**Set problem:**
Filter the data below for the string "this" and copy each matching line.

**Collected material:**
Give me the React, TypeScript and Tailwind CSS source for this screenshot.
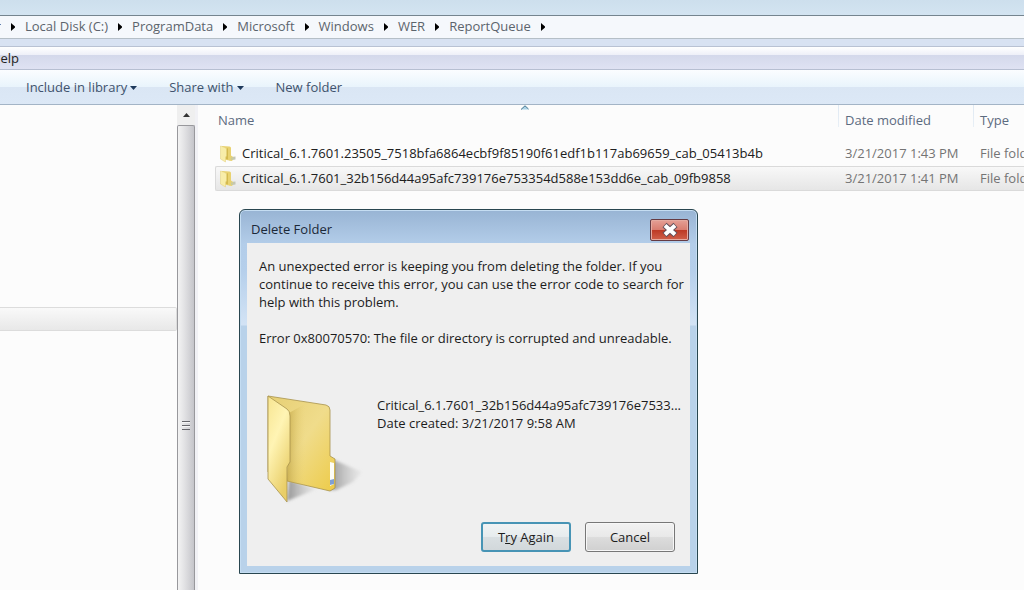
import React from "react";

const crumbs = ["Local Disk (C:)", "ProgramData", "Microsoft", "Windows", "WER", "ReportQueue"];

const rows = [
  {
    name: "Critical_6.1.7601.23505_7518bfa6864ecbf9f85190f61edf1b117ab69659_cab_05413b4b",
    date: "3/21/2017 1:43 PM",
    selected: false,
  },
  {
    name: "Critical_6.1.7601_32b156d44a95afc739176e753354d588e153dd6e_cab_09fb9858",
    date: "3/21/2017 1:41 PM",
    selected: true,
  },
];

function CrumbArrow() {
  return (
    <svg className="h-2 w-1 shrink-0" viewBox="0 0 4 8" aria-hidden="true">
      <path d="M0 0L4.500 4L0 8Z" fill="#000" />
    </svg>
  );
}

function DownArrow() {
  return (
    <svg className="h-1 w-[7px] shrink-0" viewBox="0 0 7 4" aria-hidden="true">
      <path d="M0 0H7L3.5 4Z" fill="#1e395b" />
    </svg>
  );
}

function SmallFolder() {
  return (
    <svg className="h-[18px] w-4 shrink-0" viewBox="0 0 16 18" aria-hidden="true">
      <path d="M9 15.500L15.500 14.500L15.500 11.500L11 12Z" fill="#c3c6b4" />
      <path d="M2 1L9.500 1.500Q11 1.800 11 3V10.500L13 12V15L11.500 16L2 14Z" fill="#e9d270" />
      <path d="M6.500 4L8 3V14.500L6 14Z" fill="#d3b94e" />
      <path d="M11.300 12.300h1.200v2.700h-1.200Z" fill="#b7c7b9" />
      <path d="M.5 1L5 2.500Q6.500 3.300 6.500 4.500V11L5.500 12V17L.5 14Z" fill="#f8eda9" stroke="#e2cf79" strokeWidth=".5" />
    </svg>
  );
}

function LargeFolder() {
  return (
    <svg className="h-[112px] w-[98px] shrink-0" viewBox="0 0 98 112" aria-hidden="true">
      <defs>
        <linearGradient id="back" x1="0" y1="0" x2="1" y2="1">
          <stop offset="0" stopColor="#e6cf74" />
          <stop offset=".5" stopColor="#f0dc8b" />
          <stop offset="1" stopColor="#edcb48" />
        </linearGradient>
        <linearGradient id="fold" x1="0" y1="0" x2="1" y2="0">
          <stop offset="0" stopColor="#b89b3b" stopOpacity=".65" />
          <stop offset="1" stopColor="#e5cd70" stopOpacity="0" />
        </linearGradient>
        <linearGradient id="front" x1="0" y1="0" x2=".5" y2="1">
          <stop offset="0" stopColor="#f7e591" />
          <stop offset=".45" stopColor="#fff4b4" />
          <stop offset="1" stopColor="#e9ce68" />
        </linearGradient>
        <linearGradient id="shade" x1="0" y1="0" x2="1" y2="0">
          <stop offset="0" stopColor="#777" stopOpacity=".75" />
          <stop offset="1" stopColor="#aaa" stopOpacity=".08" />
        </linearGradient>
        <filter id="soft" x="-20%" y="-20%" width="140%" height="140%">
          <feGaussianBlur stdDeviation="1.5" />
        </filter>
      </defs>
      <path d="M69 68L97 80L88 90L71 98H64Z" fill="url(#shade)" filter="url(#soft)" />
      <path d="M22 109L52 97L24 88Z" fill="url(#shade)" filter="url(#soft)" />
      <path
        d="M3 4L61 13Q65 14 65 18V64L70 67V96L65 99L22 89L3 80Z"
        fill="url(#back)"
        stroke="#a8934d"
        strokeWidth=".8"
      />
      <path d="M24 21L40 12V94L22 89Z" fill="url(#fold)" />
      <path d="M65 70L69 71V92L65 94Z" fill="#fdfdf7" />
      <path d="M65 88L69 87V92L65 93Z" fill="#7f9fd4" />
      <path
        d="M3 4L22 17Q25 19 25 24V70L22 75V110L3 87Z"
        fill="url(#front)"
        stroke="#a8934d"
        strokeWidth=".8"
        strokeLinejoin="round"
      />
    </svg>
  );
}

function DeleteDialog() {
  return (
    <section
      role="dialog"
      aria-labelledby="dialog-title"
      className="absolute top-[209px] left-[239px] flex w-[459px] flex-col rounded-t-md border border-[#294650] bg-[linear-gradient(#98b4d4_0px,#b3cde9_34px,#b5cfeb_60px,#d3e3f5_115px,#b9d2ea_116px,#b9d2ea_100%)] px-[7px] pb-[7px] shadow-[inset_0_0_0_1px_#c5ddf2]"
    >
      <header className="flex h-[33px] items-center justify-between pt-[6px] pl-1">
        <h1 id="dialog-title" className="text-[13px] text-[#1b2838]">Delete Folder</h1>
        <button
          type="button"
          aria-label="Close"
          className="mr-px flex h-[22px] w-[39px] items-center justify-center rounded-xs border border-[#653b43] bg-[linear-gradient(#e5a096_0%,#d97d70_48%,#bd3a26_52%,#d0604a_100%)] shadow-[inset_0_0_0_1px_#e5aaa0]"
        >
          <svg className="h-4 w-5" viewBox="0 0 20 16" aria-hidden="true">
            <path d="M4.500 3L15.500 13M15.500 3L4.500 13" stroke="#62505a" strokeWidth="6" />
            <path d="M5 3.500L15 12.500M15 3.500L5 12.500" stroke="#fff" strokeWidth="4" />
          </svg>
        </button>
      </header>
      <div className="flex flex-col bg-[#efefef] pt-[14px] pr-[15px] pb-[14px] pl-3 text-[13px] leading-[18px] whitespace-nowrap text-[#1c1c1c]">
        <p>
          An unexpected error is keeping you from deleting the folder. If you
          <br />
          continue to receive this error, you can use the error code to search for
          <br />
          help with this problem.
        </p>
        <p className="mt-[18px]">Error 0x80070570: The file or directory is corrupted and unreadable.</p>
        <div className="mt-[45px] ml-[6px] flex gap-[14px]">
          <LargeFolder />
          <div className="pt-1">
            <p>Critical_6.1.7601_32b156d44a95afc739176e7533...</p>
            <p>Date created: 3/21/2017 9:58 AM</p>
          </div>
        </div>
        <div className="mt-[18px] flex justify-end gap-[14px]">
          <button
            type="button"
            className="h-[30px] w-[90px] rounded-[3px] border-2 border-[#4794b5] bg-[linear-gradient(#f0f3f4_0%,#e7ecee_48%,#d9dfe2_52%,#d2d8db_100%)]"
          >
            T<span className="underline">r</span>y Again
          </button>
          <button
            type="button"
            className="h-[30px] w-[90px] rounded-[3px] border border-[#777] bg-[linear-gradient(#f2f2f2_0%,#e9e9e9_48%,#dcdcdc_52%,#d0d0d0_100%)] shadow-[inset_0_0_0_1px_#f7f7f7]"
          >
            Cancel
          </button>
        </div>
      </div>
    </section>
  );
}

export default function App() {
  return (
    <div className="relative flex h-screen flex-col overflow-hidden bg-[#fcfcfc] font-['Open_Sans','Noto_Sans',sans-serif] text-[13px]">
      <div className="h-[15px] shrink-0 bg-[linear-gradient(#cddfed,#d3e4f1)]" />
      <nav
        aria-label="Path"
        className="flex h-6 shrink-0 items-center gap-[10px] border-t border-b border-t-[#75858f] border-b-[#b5bfc7] bg-[#f5f8fc] text-[#5c646c]"
      >
        <span className="flex w-px justify-end overflow-hidden">Computer</span>
        <CrumbArrow />
        {crumbs.map((crumb) => (
          <React.Fragment key={crumb}>
            <a href="#" className="whitespace-nowrap">{crumb}</a>
            <CrumbArrow />
          </React.Fragment>
        ))}
      </nav>
      <div className="h-2 shrink-0 border-b border-[#b9c2d3] bg-[#d8e2f2]" />
      <div className="flex h-[23px] shrink-0 items-center border-b border-[#b7bfd2] bg-[linear-gradient(#ffffff_0%,#eef0f8_36%,#d4d9eb_38%,#dfe2f3_100%)] pt-[2px] text-[#222]">
        <button type="button" className="flex w-[19px] justify-end overflow-hidden">Help</button>
      </div>
      <div className="flex h-[35px] shrink-0 items-center gap-8 border-b border-[#a3b4c6] bg-[linear-gradient(#fbfdff_0%,#e9f4fc_49%,#dae6f4_51%,#dce8f6_100%)] pt-[2px] pl-[26px] text-[#40536d]">
        <button type="button" className="flex items-center gap-[3px]">Include in library <DownArrow /></button>
        <button type="button" className="flex items-center gap-[3px]">Share with <DownArrow /></button>
        <button type="button">New folder</button>
      </div>
      <main className="flex min-h-0 flex-1">
        <aside className="w-[177px] shrink-0 pt-[202px]">
          <div className="h-6 rounded-r-xs border border-l-0 border-[#dcdcdc] bg-[linear-gradient(#f9f9f9,#e8e8e8)]" />
        </aside>
        <div className="flex w-[21px] shrink-0 flex-col bg-[#f1f1f5] pr-[3px]">
          <div className="flex h-5 items-center justify-center bg-[#efefef]">
            <svg className="h-1 w-[7px]" viewBox="0 0 7 4" aria-hidden="true">
              <path d="M0 4H7L3.500 0Z" fill="#333" />
            </svg>
          </div>
          <div className="flex flex-1 flex-col items-center rounded-t-xs border border-b-0 border-[#98989c] bg-[linear-gradient(90deg,#f3f3f3_0%,#e2e2e4_40%,#c5c5ca_100%)] pt-[295px]">
            <svg className="h-[9px] w-2" viewBox="0 0 8 9" aria-hidden="true">
              <path d="M0 .5H8M0 4.500H8M0 8.500H8" stroke="#66666b" />
              <path d="M0 1.500H8M0 5.500H8" stroke="#f5f5f5" />
            </svg>
          </div>
        </div>
        <div className="relative min-w-0 flex-1 overflow-hidden pl-[17px]">
          <svg className="absolute top-0 left-[323px] h-[5px] w-2" viewBox="0 0 8 5" aria-hidden="true">
            <path d="M0 4.500L4 .5L8 4.500Z" fill="#a9d2e6" />
            <path d="M0 4.500L4 .8L7.500 4" fill="none" stroke="#4b7791" />
          </svg>
          <table className="w-full table-fixed border-separate border-spacing-0 whitespace-nowrap">
            <colgroup>
              <col />
              <col className="w-[135px]" />
              <col className="w-[51px]" />
            </colgroup>
            <thead className="text-left text-[#5c6b80]">
              <tr className="h-[37px] align-top">
                <th className="pt-[6px] pl-[3px] font-normal">Name</th>
                <th className="bg-[linear-gradient(#dfe9f3,#e8eff6)] bg-[size:1px_22px] bg-no-repeat pt-[6px] pl-[7px] font-normal">Date modified</th>
                <th className="bg-[linear-gradient(#dfe9f3,#e8eff6)] bg-[size:1px_22px] bg-no-repeat pt-[6px] pl-[7px] font-normal">Type</th>
              </tr>
            </thead>
            <tbody className="text-[#747474]">
              {rows.map((row) => {
                const cell = row.selected
                  ? "h-[25px] border-y border-[#dadada] bg-[linear-gradient(#f8f8f8,#e6e6e6)] p-0"
                  : "h-6 p-0";
                return (
                  <tr key={row.date}>
                    <td className={row.selected ? `${cell} rounded-l-xs border-l` : `${cell} border-l border-transparent`}>
                      <span className="flex items-center gap-[6px] pl-1 text-[#202020]">
                        <SmallFolder />
                        {row.name}
                      </span>
                    </td>
                    <td className={cell}><span className="block pl-[7px]">{row.date}</span></td>
                    <td className={cell}><span className="block overflow-hidden pl-[7px]">File folder</span></td>
                  </tr>
                );
              })}
            </tbody>
          </table>
        </div>
      </main>
      <DeleteDialog />
    </div>
  );
}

**Exercise result:**
Give me the React, TypeScript and Tailwind CSS source for this screenshot.
          continue to receive this error, you can use the error code to search for
          help with this problem.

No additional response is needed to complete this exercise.